## START

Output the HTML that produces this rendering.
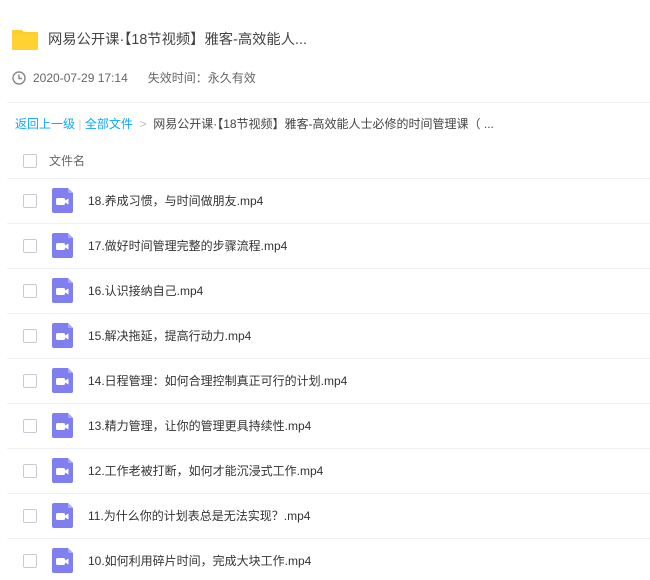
<!DOCTYPE html>
<html><head><meta charset="utf-8"><style>
*{margin:0;padding:0;box-sizing:border-box}
body{width:650px;height:580px;background:#fff;font-family:"Liberation Sans","Noto Sans CJK SC",sans-serif;position:relative;overflow:hidden;color:#333}
.abs{position:absolute;white-space:nowrap}
.title{left:48px;top:30px;font-size:14.3px;color:#444;line-height:20px}
.date{left:33px;top:70px;font-size:12px;color:#666;line-height:16px}
.line{position:absolute;left:7px;right:0;height:1px;background:#f1f2f5}
.bc{left:15px;top:116px;font-size:12px;line-height:16px;color:#444}
.bc a{color:#09aaff;text-decoration:none}
.cb{position:absolute;left:23px;width:14px;height:14px;border:1px solid #c5cad5;border-radius:2px;background:#fff}
.row-t{position:absolute;left:88px;font-size:12px;color:#333;line-height:16px;white-space:nowrap}
.ic{position:absolute;left:52px;width:21px;height:25px}
</style></head><body>
<svg class="abs" style="left:12px;top:29px" width="26" height="22" viewBox="0 0 26 22"><path d="M1 1h9l2 2h13a1 1 0 0 1 1 1v16a1 1 0 0 1-1 1H1a1 1 0 0 1-1-1V2a1 1 0 0 1 1-1z" fill="#ffcd2c"/><path d="M0 5h26v15a1 1 0 0 1-1 1H1a1 1 0 0 1-1-1z" fill="#ffd231"/></svg>
<div class="abs title">网易公开课·【18节视频】雅客-高效能人...</div>
<svg class="abs" style="left:12px;top:71px" width="14" height="14" viewBox="0 0 14 14"><circle cx="7" cy="7" r="6" fill="none" stroke="#888" stroke-width="1.4"/><path d="M7 3.5V7.5h3" fill="none" stroke="#888" stroke-width="1.4"/></svg>
<div class="abs date">2020-07-29 17:14&nbsp;&nbsp;&nbsp;&nbsp;&nbsp;&nbsp;失效时间：永久有效</div>
<div class="line" style="top:102px"></div>
<div class="abs bc"><a>返回上一级</a> <span style="color:#ccc">|</span> <a>全部文件</a> <span style="color:#bbb">&nbsp;&gt;&nbsp;</span> 网易公开课·【18节视频】雅客-高效能人士必修的时间管理课（ ...</div>
<div class="cb" style="top:154px"></div>
<div class="abs" style="left:49px;top:153px;font-size:12px;color:#666;line-height:16px">文件名</div>
<div class="line" style="top:178px"></div>
<div id="rows"></div>
<script>
var t=["18.养成习惯，与时间做朋友.mp4","17.做好时间管理完整的步骤流程.mp4","16.认识接纳自己.mp4","15.解决拖延，提高行动力.mp4","14.日程管理：如何合理控制真正可行的计划.mp4","13.精力管理，让你的管理更具持续性.mp4","12.工作老被打断，如何才能沉浸式工作.mp4","11.为什么你的计划表总是无法实现？.mp4","10.如何利用碎片时间，完成大块工作.mp4"];
var h="";
for(var i=0;i<t.length;i++){var c=201+45*i;
h+='<div class="cb" style="top:'+(c-7)+'px"></div>';
h+='<svg class="ic" style="top:'+(c-13)+'px" viewBox="0 0 21 25"><path d="M2 0h14l5 5v18a2 2 0 0 1-2 2H2a2 2 0 0 1-2-2V2a2 2 0 0 1 2-2z" fill="#7f7ff0"/><path d="M16 0v4a1 1 0 0 0 1 1h4z" fill="#a9a9f7"/><rect x="4" y="10" width="9" height="7" rx="1.5" fill="#fff"/><path d="M13 12.5l3.5-2v6l-3.5-2z" fill="#fff"/></svg>';
h+='<div class="row-t" style="top:'+(c-8)+'px">'+t[i]+'</div>';
if(i<8)h+='<div class="line" style="top:'+(c+22)+'px"></div>';}
document.getElementById("rows").innerHTML=h;
</script>
</body></html>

## END

▶ _Task_:
Every line of text is to be repeated exactly; pictures are left out.

▶ _Problem solution_:
Output the HTML that produces this rendering.
<!DOCTYPE html>
<html><head><meta charset="utf-8"><style>
*{margin:0;padding:0;box-sizing:border-box}
body{width:650px;height:580px;background:#fff;font-family:"Liberation Sans","Noto Sans CJK SC",sans-serif;position:relative;overflow:hidden;color:#333}
.abs{position:absolute;white-space:nowrap}
.title{left:48px;top:30px;font-size:14.3px;color:#444;line-height:20px}
.date{left:33px;top:70px;font-size:12px;color:#666;line-height:16px}
.line{position:absolute;left:7px;right:0;height:1px;background:#f1f2f5}
.bc{left:15px;top:116px;font-size:12px;line-height:16px;color:#444}
.bc a{color:#09aaff;text-decoration:none}
.cb{position:absolute;left:23px;width:14px;height:14px;border:1px solid #c5cad5;border-radius:2px;background:#fff}
.row-t{position:absolute;left:88px;font-size:12px;color:#333;line-height:16px;white-space:nowrap}
.ic{position:absolute;left:52px;width:21px;height:25px}
</style></head><body>
<svg class="abs" style="left:12px;top:29px" width="26" height="22" viewBox="0 0 26 22"><path d="M1 1h9l2 2h13a1 1 0 0 1 1 1v16a1 1 0 0 1-1 1H1a1 1 0 0 1-1-1V2a1 1 0 0 1 1-1z" fill="#ffcd2c"/><path d="M0 5h26v15a1 1 0 0 1-1 1H1a1 1 0 0 1-1-1z" fill="#ffd231"/></svg>
<div class="abs title">网易公开课·【18节视频】雅客-高效能人...</div>
<svg class="abs" style="left:12px;top:71px" width="14" height="14" viewBox="0 0 14 14"><circle cx="7" cy="7" r="6" fill="none" stroke="#888" stroke-width="1.4"/><path d="M7 3.5V7.5h3" fill="none" stroke="#888" stroke-width="1.4"/></svg>
<div class="abs date">2020-07-29 17:14&nbsp;&nbsp;&nbsp;&nbsp;&nbsp;&nbsp;失效时间：永久有效</div>
<div class="line" style="top:102px"></div>
<div class="abs bc"><a>返回上一级</a> <span style="color:#ccc">|</span> <a>全部文件</a> <span style="color:#bbb">&nbsp;&gt;&nbsp;</span> 网易公开课·【18节视频】雅客-高效能人士必修的时间管理课（ ...</div>
<div class="cb" style="top:154px"></div>
<div class="abs" style="left:49px;top:153px;font-size:12px;color:#666;line-height:16px">文件名</div>
<div class="line" style="top:178px"></div>
<div id="rows"></div>
<script>
var t=["18.养成习惯，与时间做朋友.mp4","17.做好时间管理完整的步骤流程.mp4","16.认识接纳自己.mp4","15.解决拖延，提高行动力.mp4","14.日程管理：如何合理控制真正可行的计划.mp4","13.精力管理，让你的管理更具持续性.mp4","12.工作老被打断，如何才能沉浸式工作.mp4","11.为什么你的计划表总是无法实现？.mp4","10.如何利用碎片时间，完成大块工作.mp4"];
var h="";
for(var i=0;i<t.length;i++){var c=201+45*i;
h+='<div class="cb" style="top:'+(c-7)+'px"></div>';
h+='<svg class="ic" style="top:'+(c-13)+'px" viewBox="0 0 21 25"><path d="M2 0h14l5 5v18a2 2 0 0 1-2 2H2a2 2 0 0 1-2-2V2a2 2 0 0 1 2-2z" fill="#7f7ff0"/><path d="M16 0v4a1 1 0 0 0 1 1h4z" fill="#a9a9f7"/><rect x="4" y="10" width="9" height="7" rx="1.5" fill="#fff"/><path d="M13 12.5l3.5-2v6l-3.5-2z" fill="#fff"/></svg>';
h+='<div class="row-t" style="top:'+(c-8)+'px">'+t[i]+'</div>';
if(i<8)h+='<div class="line" style="top:'+(c+22)+'px"></div>';}
document.getElementById("rows").innerHTML=h;
</script>
</body></html>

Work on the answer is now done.